City Council Speaker Christine Quinn has her eye on the other half of City Hall. In her current position, she already represents New Yorkers.
So why does she feel so powerless that she supports outside action to force the city to do stuff — when she is the city?
The latest example of this odd behavior is her support (wishy-washy enough, yes, but that’s primary-season factional politics for you) for the NAACP Legal Defense and Education Fund’s complaint with the U.S. Department of Education over Gotham’s exam schools.
The exam schools are schools such as Stuyvesant, which offer free admission to the select group of students who can pass its standardized test every year.
The NAACP fund says that the test is discriminatory because its impacts are disparate — that is, not enough minority students pass the test.

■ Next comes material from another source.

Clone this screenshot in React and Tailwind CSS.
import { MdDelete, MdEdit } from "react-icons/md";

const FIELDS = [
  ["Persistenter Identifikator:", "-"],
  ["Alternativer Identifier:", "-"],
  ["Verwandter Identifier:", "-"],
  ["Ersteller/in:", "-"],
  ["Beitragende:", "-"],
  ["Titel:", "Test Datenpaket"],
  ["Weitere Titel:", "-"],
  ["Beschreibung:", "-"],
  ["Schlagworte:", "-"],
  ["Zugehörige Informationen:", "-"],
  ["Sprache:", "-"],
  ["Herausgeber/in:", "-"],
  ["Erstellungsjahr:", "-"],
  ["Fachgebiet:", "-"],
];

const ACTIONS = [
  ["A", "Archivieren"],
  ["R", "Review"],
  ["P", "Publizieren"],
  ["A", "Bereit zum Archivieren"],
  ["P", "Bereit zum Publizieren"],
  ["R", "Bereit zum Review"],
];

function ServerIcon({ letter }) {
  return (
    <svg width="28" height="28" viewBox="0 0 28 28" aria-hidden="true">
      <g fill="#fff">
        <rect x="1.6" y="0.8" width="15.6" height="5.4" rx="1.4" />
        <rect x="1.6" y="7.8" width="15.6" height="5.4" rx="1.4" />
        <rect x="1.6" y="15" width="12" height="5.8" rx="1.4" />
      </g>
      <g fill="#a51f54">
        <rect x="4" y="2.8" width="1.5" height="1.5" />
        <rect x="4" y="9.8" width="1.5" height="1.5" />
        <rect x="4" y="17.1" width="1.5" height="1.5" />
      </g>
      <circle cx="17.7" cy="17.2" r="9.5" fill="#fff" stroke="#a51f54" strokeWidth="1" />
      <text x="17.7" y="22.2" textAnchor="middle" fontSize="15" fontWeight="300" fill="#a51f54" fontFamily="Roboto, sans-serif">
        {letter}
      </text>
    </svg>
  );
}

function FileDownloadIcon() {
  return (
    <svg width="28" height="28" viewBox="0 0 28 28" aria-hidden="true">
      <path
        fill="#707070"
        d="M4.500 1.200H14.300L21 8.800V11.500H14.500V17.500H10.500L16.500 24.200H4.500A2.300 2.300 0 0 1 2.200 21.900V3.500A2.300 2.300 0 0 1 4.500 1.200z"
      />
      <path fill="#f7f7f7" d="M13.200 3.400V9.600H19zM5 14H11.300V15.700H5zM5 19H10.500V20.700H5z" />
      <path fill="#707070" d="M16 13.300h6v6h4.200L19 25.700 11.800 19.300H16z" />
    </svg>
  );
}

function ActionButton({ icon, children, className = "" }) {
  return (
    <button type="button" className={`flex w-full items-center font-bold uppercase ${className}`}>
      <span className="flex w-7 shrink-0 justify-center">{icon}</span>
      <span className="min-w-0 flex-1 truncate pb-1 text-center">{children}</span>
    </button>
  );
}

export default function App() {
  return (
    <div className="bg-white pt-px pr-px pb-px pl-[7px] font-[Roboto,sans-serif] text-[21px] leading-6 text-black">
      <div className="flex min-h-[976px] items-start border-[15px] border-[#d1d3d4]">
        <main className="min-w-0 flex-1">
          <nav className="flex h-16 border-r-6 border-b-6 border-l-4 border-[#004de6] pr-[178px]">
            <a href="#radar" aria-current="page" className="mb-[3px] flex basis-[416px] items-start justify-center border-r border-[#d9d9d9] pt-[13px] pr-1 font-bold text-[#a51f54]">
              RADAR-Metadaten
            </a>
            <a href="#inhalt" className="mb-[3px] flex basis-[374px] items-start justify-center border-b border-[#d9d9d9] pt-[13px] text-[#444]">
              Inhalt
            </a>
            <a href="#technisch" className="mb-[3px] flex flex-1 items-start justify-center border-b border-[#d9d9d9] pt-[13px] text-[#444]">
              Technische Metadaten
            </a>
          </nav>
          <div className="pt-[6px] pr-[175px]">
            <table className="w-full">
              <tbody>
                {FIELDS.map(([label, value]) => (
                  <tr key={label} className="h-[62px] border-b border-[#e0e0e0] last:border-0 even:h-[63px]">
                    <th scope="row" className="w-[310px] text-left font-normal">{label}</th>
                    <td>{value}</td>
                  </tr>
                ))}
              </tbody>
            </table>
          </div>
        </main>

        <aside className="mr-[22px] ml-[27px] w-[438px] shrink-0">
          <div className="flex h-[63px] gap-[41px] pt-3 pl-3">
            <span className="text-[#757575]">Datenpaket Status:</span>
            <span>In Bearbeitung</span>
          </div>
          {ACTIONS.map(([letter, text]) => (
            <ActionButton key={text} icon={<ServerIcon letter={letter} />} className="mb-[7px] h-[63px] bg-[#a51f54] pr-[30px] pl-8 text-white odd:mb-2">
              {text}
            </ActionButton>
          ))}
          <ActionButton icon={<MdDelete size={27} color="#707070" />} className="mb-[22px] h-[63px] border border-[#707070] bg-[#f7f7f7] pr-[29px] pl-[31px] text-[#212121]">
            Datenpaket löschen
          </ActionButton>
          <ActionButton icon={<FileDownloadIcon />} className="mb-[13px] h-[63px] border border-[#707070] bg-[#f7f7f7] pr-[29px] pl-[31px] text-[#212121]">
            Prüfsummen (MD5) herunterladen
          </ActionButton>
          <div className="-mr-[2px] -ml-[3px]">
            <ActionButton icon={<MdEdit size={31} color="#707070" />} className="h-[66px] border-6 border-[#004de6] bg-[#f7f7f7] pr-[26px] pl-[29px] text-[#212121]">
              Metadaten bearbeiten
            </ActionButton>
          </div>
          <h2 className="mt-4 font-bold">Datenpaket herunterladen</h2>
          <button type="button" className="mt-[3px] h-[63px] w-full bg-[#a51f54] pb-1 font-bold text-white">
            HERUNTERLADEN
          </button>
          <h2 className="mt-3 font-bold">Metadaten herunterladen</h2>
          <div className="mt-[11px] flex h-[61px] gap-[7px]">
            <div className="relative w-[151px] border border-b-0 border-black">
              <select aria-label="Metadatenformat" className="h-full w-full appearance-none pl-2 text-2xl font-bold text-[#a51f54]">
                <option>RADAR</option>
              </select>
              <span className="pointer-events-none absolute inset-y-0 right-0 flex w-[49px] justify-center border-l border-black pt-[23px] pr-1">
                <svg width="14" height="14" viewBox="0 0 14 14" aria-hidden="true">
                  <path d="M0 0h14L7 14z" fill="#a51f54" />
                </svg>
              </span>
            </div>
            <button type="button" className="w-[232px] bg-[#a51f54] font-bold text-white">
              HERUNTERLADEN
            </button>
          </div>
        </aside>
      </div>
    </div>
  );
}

“I think the NAACP has a point we should take a look at,” Quinn said in a radio interview yesterday, according to the Post.
Earlier this year, Quinn was even stronger in her support of a different action.

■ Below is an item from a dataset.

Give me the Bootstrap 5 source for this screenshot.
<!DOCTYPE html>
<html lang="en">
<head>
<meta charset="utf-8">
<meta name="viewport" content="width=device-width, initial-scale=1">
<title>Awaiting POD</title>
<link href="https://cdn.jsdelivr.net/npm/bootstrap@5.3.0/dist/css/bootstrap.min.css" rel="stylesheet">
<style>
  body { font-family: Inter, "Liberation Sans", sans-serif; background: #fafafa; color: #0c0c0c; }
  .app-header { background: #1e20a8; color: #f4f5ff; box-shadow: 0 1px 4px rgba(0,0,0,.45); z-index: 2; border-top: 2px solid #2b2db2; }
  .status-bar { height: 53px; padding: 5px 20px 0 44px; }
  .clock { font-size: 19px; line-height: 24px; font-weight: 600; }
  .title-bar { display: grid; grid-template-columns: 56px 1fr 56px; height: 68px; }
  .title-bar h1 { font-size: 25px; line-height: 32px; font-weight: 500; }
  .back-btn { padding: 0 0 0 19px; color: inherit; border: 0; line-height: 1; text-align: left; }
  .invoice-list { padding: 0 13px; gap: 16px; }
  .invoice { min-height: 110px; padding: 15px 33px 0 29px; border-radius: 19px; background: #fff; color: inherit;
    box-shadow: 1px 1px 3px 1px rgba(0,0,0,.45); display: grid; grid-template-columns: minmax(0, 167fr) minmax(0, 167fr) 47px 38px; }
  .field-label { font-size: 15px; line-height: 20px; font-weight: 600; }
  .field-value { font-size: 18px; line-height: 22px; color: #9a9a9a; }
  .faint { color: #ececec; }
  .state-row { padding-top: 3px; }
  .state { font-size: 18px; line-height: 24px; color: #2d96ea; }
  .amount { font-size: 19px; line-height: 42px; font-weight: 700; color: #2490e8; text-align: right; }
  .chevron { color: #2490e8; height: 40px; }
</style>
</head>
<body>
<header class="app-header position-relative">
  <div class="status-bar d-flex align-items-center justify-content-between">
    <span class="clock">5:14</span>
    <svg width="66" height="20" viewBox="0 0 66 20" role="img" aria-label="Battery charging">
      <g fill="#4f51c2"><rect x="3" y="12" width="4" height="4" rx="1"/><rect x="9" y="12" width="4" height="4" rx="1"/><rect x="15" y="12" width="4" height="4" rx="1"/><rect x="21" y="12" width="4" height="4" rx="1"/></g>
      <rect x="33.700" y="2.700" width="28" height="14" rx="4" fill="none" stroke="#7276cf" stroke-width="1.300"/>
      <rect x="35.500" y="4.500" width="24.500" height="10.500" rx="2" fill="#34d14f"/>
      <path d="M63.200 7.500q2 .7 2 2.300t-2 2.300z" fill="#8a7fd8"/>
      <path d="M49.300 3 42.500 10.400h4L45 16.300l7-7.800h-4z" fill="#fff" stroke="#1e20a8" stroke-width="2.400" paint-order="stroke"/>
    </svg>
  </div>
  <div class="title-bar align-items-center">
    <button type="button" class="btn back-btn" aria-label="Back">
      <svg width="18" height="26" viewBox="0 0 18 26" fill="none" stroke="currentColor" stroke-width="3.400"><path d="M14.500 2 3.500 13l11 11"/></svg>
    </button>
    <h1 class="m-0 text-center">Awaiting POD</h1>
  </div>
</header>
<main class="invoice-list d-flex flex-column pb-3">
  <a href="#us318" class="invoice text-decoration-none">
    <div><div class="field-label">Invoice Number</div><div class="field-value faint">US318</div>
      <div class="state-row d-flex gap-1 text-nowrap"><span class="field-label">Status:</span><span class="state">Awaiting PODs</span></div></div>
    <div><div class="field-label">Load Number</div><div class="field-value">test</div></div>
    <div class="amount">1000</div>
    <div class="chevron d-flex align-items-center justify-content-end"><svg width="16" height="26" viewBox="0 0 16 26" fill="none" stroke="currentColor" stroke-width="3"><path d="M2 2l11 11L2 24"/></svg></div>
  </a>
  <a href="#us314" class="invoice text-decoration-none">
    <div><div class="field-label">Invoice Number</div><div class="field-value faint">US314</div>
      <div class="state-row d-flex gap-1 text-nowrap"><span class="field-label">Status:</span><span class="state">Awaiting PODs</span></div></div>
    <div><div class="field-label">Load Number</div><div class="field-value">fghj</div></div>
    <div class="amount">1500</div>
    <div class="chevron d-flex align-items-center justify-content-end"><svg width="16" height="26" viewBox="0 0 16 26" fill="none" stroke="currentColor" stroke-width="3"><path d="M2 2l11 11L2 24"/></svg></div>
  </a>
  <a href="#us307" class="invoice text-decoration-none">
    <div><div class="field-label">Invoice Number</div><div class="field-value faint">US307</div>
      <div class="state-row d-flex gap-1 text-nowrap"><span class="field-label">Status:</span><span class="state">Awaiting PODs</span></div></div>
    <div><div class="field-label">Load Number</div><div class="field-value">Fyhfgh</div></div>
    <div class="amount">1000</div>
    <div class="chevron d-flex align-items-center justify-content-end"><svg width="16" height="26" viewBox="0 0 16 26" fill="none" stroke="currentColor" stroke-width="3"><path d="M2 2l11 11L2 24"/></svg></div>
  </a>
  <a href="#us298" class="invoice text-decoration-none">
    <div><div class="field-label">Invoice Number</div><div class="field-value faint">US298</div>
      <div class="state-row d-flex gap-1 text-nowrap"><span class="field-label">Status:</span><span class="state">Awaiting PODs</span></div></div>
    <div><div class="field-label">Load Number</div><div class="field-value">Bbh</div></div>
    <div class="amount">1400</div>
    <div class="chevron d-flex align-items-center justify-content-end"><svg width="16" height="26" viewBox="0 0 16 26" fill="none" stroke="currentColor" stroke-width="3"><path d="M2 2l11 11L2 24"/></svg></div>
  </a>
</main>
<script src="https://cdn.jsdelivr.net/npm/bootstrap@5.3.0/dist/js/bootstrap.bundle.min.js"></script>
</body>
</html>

She said she was “extremely gratified” that a federal judge green-lighted a class-action lawsuit against the NYPD tactic of stop, question, and frisk, adding that the suit would speed NYPD reforms.
It’s one thing for Quinn to push other parts of the city government to change their practices.

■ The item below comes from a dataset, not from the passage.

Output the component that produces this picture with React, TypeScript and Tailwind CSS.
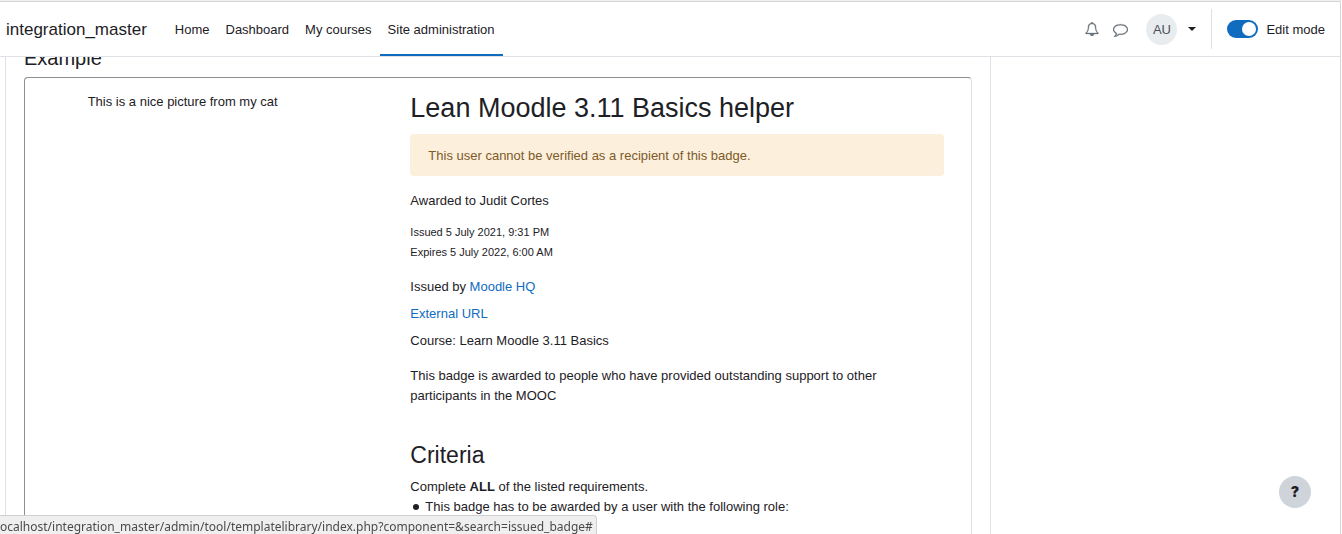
import type { ReactNode } from "react";

const navItems = [
    { label: "Home", active: false },
    { label: "Dashboard", active: false },
    { label: "My courses", active: false },
    { label: "Site administration", active: true },
];

function BellIcon() {
    return (
        <svg viewBox="0 0 1792 1792" className="size-3.5 fill-current stroke-current" strokeWidth="40" aria-hidden="true">
            <path d="M912 1696q0-16-16-16-59 0-101.500-42.500t-42.500-101.500q0-16-16-16t-16 16q0 73 51.500 124.500t124.500 51.500q16 0 16-16zm-666-288h1300q-266-300-266-832 0-51-24-105t-69-103-121.500-80.500-169.500-31.500-169.500 31.500-121.500 80.500-69 103-24 105q0 532-266 832zm1482 0q0 52-38 90t-90 38h-448q0 106-75 181t-181 75-181-75-75-181h-448q-52 0-90-38t-38-90q50-42 91-88t85-119.500 74.500-158.500 50-206 19.500-260q0-152 117-282.500t307-158.500q-8-19-8-39 0-40 28-68t68-28 68 28 28 68q0 20-8 39 190 28 307 158.500t117 282.500q0 139 19.500 260t50 206 74.500 158.500 85 119.500 91 88z" />
        </svg>
    );
}

function CommentIcon() {
    return (
        <svg viewBox="0 0 1792 1792" className="size-[15px] fill-current stroke-current" strokeWidth="30" aria-hidden="true">
            <path d="M896 384q-204 0-381.500 69.500t-282 187.500-104.500 255q0 112 71.500 213.500t201.500 175.500l87 50-27 96q-24 91-70 172 152-63 275-171l43-38 57 6q69 8 130 8 204 0 381.500-69.500t282-187.500 104.500-255-104.500-255-282-187.500-381.500-69.500zm896 512q0 174-120 321.500t-326 233-450 85.500q-70 0-145-8-198 175-460 242-49 14-114 22h-5q-15 0-27-10.500t-16-27.500v-1q-3-4-.5-12t2-10 4.500-9.500l6-9 7-8.500 8-9q7-8 31-34.500t34.500-38 31-39.500 32.500-51 27-59 26-76q-157-89-247.500-220t-90.500-281q0-174 120-321.500t326-233 450-85.500 450 85.500 326 233 120 321.500z" />
        </svg>
    );
}

function Navbar() {
    return (
        <header className="flex h-[55px] shrink-0 items-stretch border-b border-[#dee2e6] bg-white pl-1.5 pr-[15px]">
            <a href="#" className="mr-5 flex items-center pt-0.5 text-[17px]">integration_master</a>
            <nav className="flex">
                {navItems.map((item) => (
                    <a
                        key={item.label}
                        href="#"
                        className={item.active
                            ? "flex items-center border-b-2 border-[#0f6cbf] px-2 pt-1"
                            : "flex items-center px-2 pt-0.5"}
                    >
                        {item.label}
                    </a>
                ))}
            </nav>

            <div className="ml-auto flex items-center">
                <button type="button" aria-label="Notifications" className="mr-3.5 text-[#6a737b]">
                    <BellIcon />
                </button>
                <button type="button" aria-label="Messages" className="mr-[18px] text-[#6a737b]">
                    <CommentIcon />
                </button>
                <button type="button" aria-label="User menu" className="flex items-center gap-[11px]">
                    <span className="flex size-[31px] items-center justify-center rounded-full bg-[#e9ecef] pt-0.5 text-[#495057]">AU</span>
                    <svg viewBox="0 0 8 4" className="h-1 w-2 fill-current" aria-hidden="true">
                        <path d="M0 0h8L4 4z" />
                    </svg>
                </button>
                <div className="mx-[15px] h-10 w-px bg-[#dee2e6]" />
                <label className="flex items-center gap-2">
                    <input
                        type="checkbox"
                        defaultChecked
                        className="flex h-[18px] w-[31px] appearance-none items-center rounded-full bg-[#adb5bd] px-0.5 before:size-3.5 before:rounded-full before:bg-white checked:justify-end checked:bg-[#0f6cbf]"
                    />
                    <span className="pt-0.5">Edit mode</span>
                </label>
            </div>
        </header>
    );
}

function Link({ children }: { children: ReactNode }) {
    return <a href="#" className="text-[#0f6cbf]">{children}</a>;
}

function BadgeDetails() {
    return (
        <div className="w-2/3 pl-[70px] pr-[27px]">
            <h1 className="mt-3 text-[27px] leading-9">Lean Moodle 3.11 Basics helper</h1>
            <div role="alert" className="mt-2 rounded bg-[#fcefdc] px-[18px] pb-2.5 pt-3 text-[#7d5a29]">
                This user cannot be verified as a recipient of this badge.
            </div>
            <p className="mt-[15px]">Awarded to Judit Cortes</p>
            <div className="mt-[11px] text-[11px] leading-5">
                <p>Issued 5 July 2021, 9:31 PM</p>
                <p>Expires 5 July 2022, 6:00 AM</p>
            </div>
            <div className="mt-[15px] space-y-[7px]">
                <p>Issued by <Link>Moodle HQ</Link></p>
                <p><Link>External URL</Link></p>
                <p>Course: Learn Moodle 3.11 Basics</p>
            </div>
            <p className="mt-[15px]">
                This badge is awarded to people who have provided outstanding support to other participants in the MOOC
            </p>
            <h2 className="mt-[33px] text-[23px] leading-8">Criteria</h2>
            <p className="mt-1.5">Complete <strong>ALL</strong> of the listed requirements.</p>
            <ul>
                <li className="flex items-center gap-1.5 pl-[3px]">
                    <span className="size-1.5 rounded-full bg-current" />
                    This badge has to be awarded by a user with the following role:
                </li>
            </ul>
        </div>
    );
}

export default function App() {
    return (
        <div className="flex h-screen flex-col overflow-hidden border-t border-[#f0f0f0] bg-white font-['Liberation_Sans',Arial,sans-serif] text-[13px] leading-5 text-[#1d2125]">
            <div className="mr-px flex min-h-0 flex-1 flex-col border-r border-t border-[#d5d5d5]">
                <Navbar />
                <main className="flex min-h-0 flex-1 overflow-hidden pl-[5px]">
                    <section className="flex min-w-0 flex-1 flex-col border-x border-[#dee2e6] px-[18px]">
                        <h3 className="-mt-2.5 mb-2 text-xl leading-[22px]">Example</h3>
                        <div className="flex flex-1 rounded-t border border-b-0 border-[#dee2e6] border-l-[#8f8f8f] border-t-[#8f8f8f]">
                            <p className="mt-[14px] w-1/3 text-center">This is a nice picture from my cat</p>
                            <BadgeDetails />
                        </div>
                    </section>
                    <aside className="w-[349px] shrink-0" />
                </main>
            </div>

            <button
                type="button"
                aria-label="Help"
                className="fixed bottom-[26px] right-[31px] size-8 rounded-full bg-[#ced4da] font-['Inter',sans-serif] text-sm font-black"
            >
                ?
            </button>
            <div className="fixed bottom-0 left-0 h-[19px] rounded-tr border-r border-t border-[#cfcfcf] bg-[#efefef] pr-[3px] font-['Noto_Sans',sans-serif] text-xs leading-[22px] text-[#4a4a4a]">
                ocalhost/integration_master/admin/tool/templatelibrary/index.php?component=&amp;search=issued_badge#
            </div>
        </div>
    );
}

It’s another thing altogether to support court or other outside action to force such changes.
New York City already labors under court mandates on everything from take-all-comers homeless policy to (as of recently) firefighter hiring.
These mandates cost money. They also harm the city’s ability to just plain manage itself as it sees fit.
If courts and other electorally unaccountable can manage the city, why do we even need a mayor?